|
В нашем мире сложно не то, что он неразумен, и даже не то, что он разумен. Чаще всего беда в том, что он разумен - но не совсем. Жизнь - не бессмыслица, и все же логике она не по зубам. На вид она чуть-чуть логичней и правильней, чем на самом деле; разумность ее - видна, бессвязность - скрыта. Приведу довольно поверхностную параллель.
Представьте, что математик с Луны изучает человека. Конечно, он сразу увидит, что наше тело - двойное. Человек - это пара, два близнеца, правый и левый. Заметив, что правой руке и правой ноге соответствуют левые, лунный исследователь предскажет, что слева и справа одинаковое число пальцев, глаз, ушей, ноздрей и даже мозговых полушарий. Он выведет закон, и, обнаружив слева сердце, смело предскажет, что оно есть и справа. Тут он ошибется - именно тогда, когда особенно уверен в своей правоте.
В том-то и неожиданность, в том-то и ненадежность, что все чуть-чуть отклоняется от разумной точности, словно в мироздание закралась измена. Апельсин или яблоко достаточно круглы, чтобы сравнить из с шаром; и все же они - не шары. Сама земля - как апельсин. Она достаточно кругла, чтобы простаки-астрономы назвали ее шаром; и все же она - не шар. Вершина зовется пиком, словно кончается тончайшим острием; но и это не так.
Во всем на свете что-то чуть-чуть неточно. Не все можно взять логикой, но выясняется это в последний момент. Земля округла, и нетрудно выяснить, что каждый дюйм ее - изогнут. Однако ученые все ищут и ищут Северный полюс, стремясь к плоской площадке. Ищут они и сердце человеческое, а если находят, то обычно на другой стороне.
Так можно проверять глубину и ясность взгляда.
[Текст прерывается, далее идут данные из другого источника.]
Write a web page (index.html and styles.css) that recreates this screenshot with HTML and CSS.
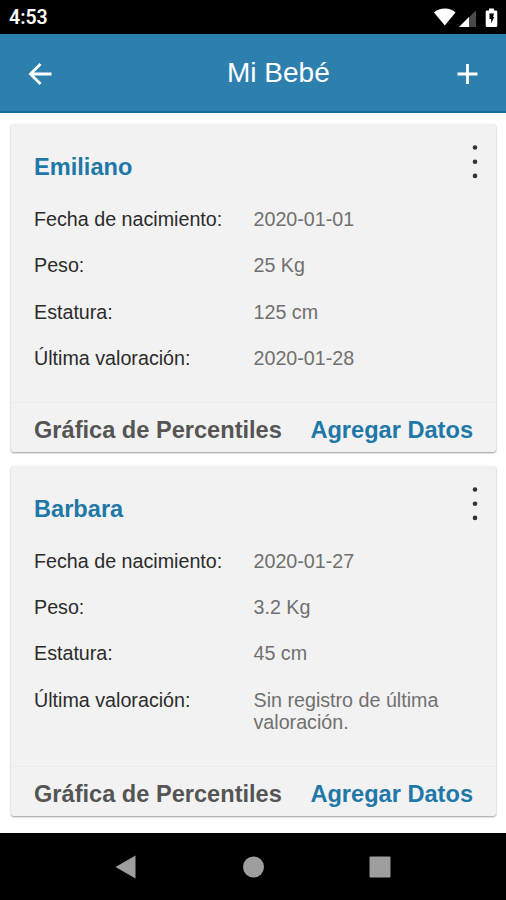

Глубоко и ясно видит тот, кто может предугадать эту потаенную неправильность. Увидев две руки и две ноги, лунный человек выведет, что у людей - по две ключицы и по два мозговых полушария. Но если он угадает, где у нас сердце, нам придется признать его не только ученым.
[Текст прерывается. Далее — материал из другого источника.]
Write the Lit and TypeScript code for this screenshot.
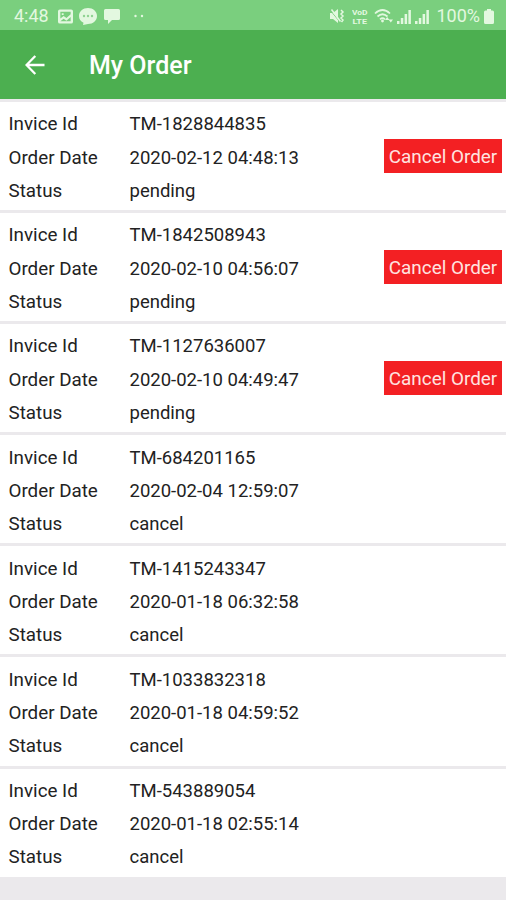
import { LitElement, html, css, svg, nothing } from "lit";
import { customElement, property } from "lit/decorators.js";

interface Order {
  id: string;
  date: string;
  status: string;
}

const orders: Order[] = [
  { id: "TM-1828844835", date: "2020-02-12 04:48:13", status: "pending" },
  { id: "TM-1842508943", date: "2020-02-10 04:56:07", status: "pending" },
  { id: "TM-1127636007", date: "2020-02-10 04:49:47", status: "pending" },
  { id: "TM-684201165", date: "2020-02-04 12:59:07", status: "cancel" },
  { id: "TM-1415243347", date: "2020-01-18 06:32:58", status: "cancel" },
  { id: "TM-1033832318", date: "2020-01-18 04:59:52", status: "cancel" },
  { id: "TM-543889054", date: "2020-01-18 02:55:14", status: "cancel" },
];

@customElement("status-bar")
class StatusBar extends LitElement {
  static styles = css`
    :host {
      display: flex;
      align-items: center;
      justify-content: space-between;
      box-sizing: border-box;
      height: 30px;
      padding: 2px 12px 0 14px;
      background: #7acf7e;
      color: #e3f8e0;
      font-size: 18px;
      line-height: 28px;
    }
    .left, .right { display: flex; align-items: center; }
    svg { display: block; fill: currentColor; }
    .time { width: 44px; }
    .image { margin-right: 6px; }
    .chat { margin-right: 7px; }
    .msg { margin-right: 13px; }
    .mute { margin-right: 7px; }
    .volte { margin-right: 6px; }
    .wifi { margin-right: 3px; }
    .signal { margin-right: 4px; }
    .percent { margin: 0 4px 0 3px; font-size: 18px; }
  `;

  private signal() {
    return svg`<svg class="signal" width="14" height="15" viewBox="0 0 14 15">
      <path d="M0 12h2.500v3H0zM3.800 9h2.500v6H3.800zM7.600 5h2.500v10H7.600zM11.400 1h2.500v14h-2.500z" />
    </svg>`;
  }

  render() {
    return html`
      <div class="left">
        <span class="time">4:48</span>
        <svg class="image" width="15" height="15" viewBox="0 0 16 15">
          <path fill-rule="evenodd" d="M2 0h12q2 0 2 2v11q0 2-2 2H2q-2 0-2-2V2q0-2 2-2zM2.500 2.500v7l3.500-2.500 3 2 4.500-4V2.500zM4 4h2v2H4zM2.500 12.500h11V8l-4.500 4-3-2z" />
        </svg>
        <svg class="chat" width="18" height="17" viewBox="0 0 18 17">
          <path d="M9 0c5 0 9 3.500 9 8s-4 8-9 8l-5 1 .5-2.300C1.500 13.500 0 11 0 8c0-4.500 4-8 9-8z" />
          <g fill="#8fd392"><circle cx="5" cy="8" r="1.200" /><circle cx="9" cy="8" r="1.200" /><circle cx="13" cy="8" r="1.200" /></g>
        </svg>
        <svg class="msg" width="16" height="16" viewBox="0 0 16 16">
          <path d="M1.500 1h13q1.500 0 1.500 1.500v8q0 1.500-1.500 1.500H8l-4 4v-4H1.500Q0 12 0 10.500v-8Q0 1 1.500 1z" />
        </svg>
        <svg width="12" height="4" viewBox="0 0 12 4">
          <circle cx="2.500" cy="2" r="1.200" /><circle cx="9" cy="2" r="1.200" />
        </svg>
      </div>
      <div class="right">
        <svg class="mute" width="15" height="16" viewBox="0 0 15 16">
          <path d="M0 5h3l5-4v14l-5-4H0z" />
          <path d="M.5 2.500l9 11" stroke="#7acf7e" stroke-width="1" />
          <path d="M1.500 1.500l9 12M11 2l2 2-2 2 2 2-2 2 2 2-1.500 2" fill="none" stroke="currentColor" stroke-width="1.500" />
        </svg>
        <svg class="volte" width="16" height="17" viewBox="0 0 16 17">
          <g font-family="Roboto, sans-serif" font-weight="700" font-size="7">
            <text x="0" y="6.500" textLength="15.500" lengthAdjust="spacingAndGlyphs">VoD</text>
            <text x="0.500" y="15.500" textLength="14.500" lengthAdjust="spacingAndGlyphs">LTE</text>
          </g>
        </svg>
        <svg class="wifi" width="20" height="16" viewBox="0 0 20 16">
          <path d="M1 5.500q7.500-7 15 0M3.500 8.500q5-4.500 10 0M6 11.300q2.500-2.300 5 0" fill="none" stroke="currentColor" stroke-width="1.700" />
          <circle cx="8.500" cy="13" r="1.400" />
          <path d="M11 12l2.200-3 2.200 3zM14.500 11.500h4.500l-2.200 3z" />
        </svg>
        ${this.signal()}${this.signal()}
        <span class="percent">100%</span>
        <svg width="10" height="15" viewBox="0 0 10 15">
          <path d="M3 0h4v1.500h1.500q1.500 0 1.500 1.500v10.500q0 1.500-1.500 1.500h-7Q0 15 0 13.500V3Q0 1.500 1.500 1.500H3z" />
        </svg>
      </div>
    `;
  }
}

@customElement("app-header")
class AppHeader extends LitElement {
  static styles = css`
    :host {
      display: flex;
      align-items: center;
      box-sizing: border-box;
      height: 69px;
      padding: 1px 0 0 25px;
      background: #4caf50;
      color: #fff;
    }
    svg { display: block; margin: 0 44px 1px 0; }
    .title { margin: 1px 0 0; font-size: 25px; font-weight: 500; line-height: 30px; }
  `;
  render() {
    return html`
      <svg width="20" height="20" viewBox="0 0 20 20" fill="none" stroke="#fff" stroke-width="2.300">
        <path d="M19.500 10H2M10.300 1L1.500 10l8.800 9" />
      </svg>
      <h1 class="title">My Order</h1>
    `;
  }
}

@customElement("order-row")
class OrderRow extends LitElement {
  @property({ attribute: false }) order!: Order;
  static styles = css`
    :host {
      display: flex;
      align-items: center;
      justify-content: space-between;
      box-sizing: border-box;
      height: 108.100px;
      padding: 0 4px 0 8.500px;
      background: #fff;
      color: #222;
    }
    .fields {
      display: grid;
      grid-template-columns: 121px auto;
      grid-auto-rows: 33.300px;
      align-items: center;
      margin: 3px 0 0;
    }
    dt, dd { margin: 0; white-space: nowrap; }
    dt { font-size: 18.800px; }
    .cancel {
      height: 34px;
      width: 118px;
      margin: 0;
      padding: 1px 0 0;
      border: 0;
      border-radius: 0;
      background: #f32023;
      color: #ffe4e0;
      font: inherit;
      font-size: 18.900px;
      white-space: nowrap;
    }
  `;
  render() {
    const { id, date, status } = this.order;
    return html`
      <dl class="fields">
        <dt>Invice Id</dt><dd>${id}</dd>
        <dt>Order Date</dt><dd>${date}</dd>
        <dt>Status</dt><dd>${status}</dd>
      </dl>
      ${status === "pending" ? html`<button class="cancel">Cancel Order</button>` : nothing}
    `;
  }
}

@customElement("app-root")
class AppRoot extends LitElement {
  static styles = css`
    :host {
      display: block;
      height: 900px;
      overflow: hidden;
      background: #ebe9ec;
      font-family: Roboto, "Noto Sans", sans-serif;
      font-size: 18.500px;
    }
    .list {
      display: flex;
      flex-direction: column;
      gap: 3px;
      padding-top: 3px;
    }
  `;
  render() {
    return html`
      <status-bar></status-bar>
      <app-header></app-header>
      <main class="list">${orders.map((o) => html`<order-row .order=${o}></order-row>`)}</main>
    `;
  }
}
Именно это случилось с христианством. Оно не просто вывело логичные истины - оно становится нелогичным там, где истина неразумна. Оно не только правильно - оно неправильно там, где неправильна жизнь. Оно следует за тайной неточностью и ждет неожиданного. Там, где истина разумна и проста, и оно несложно; но упорно противится простоте там, где истина тонка и сложна. Оно признает, что у нас две руки, но ни за что не признает (сколько бы ни бились модернисты), что у нас два сердца. В этой главе я постараюсь показать одно: когда что-то в христианском учении кажется нам странным, мы обнаруживаем в конце концов ту же странность и в истине.
Как я уже говорил, теперь нередко считают, что та или иная вера невозможна в наш век. Конечно, это - нелепость - в любом веке можно верить во что угодно. Однако в определенном смысле вера связана с веком: в сложную эпоху оснований для веры больше, чем в простую. Если христианство годно для Бирмингема, это докажет больше, чем его пригодность для Мерсии[1]. Чем сложнее совпадение, тем оно убедительней.
Если узор снежинки похож на Эдинбургскую темницу[2], это может быть случайностью; если все снежинки в точности повторяют узор лабиринта в Хэмптон-Корте[3], я бы скорей назвал это чудом. Именно такое чудо напоминает мне философия христианства . Современный мир так сложен, что совпадение доказывает больше, чем в старые века. Я начал доверять христианству в Ноттинг-хилле и Бэттерси[4].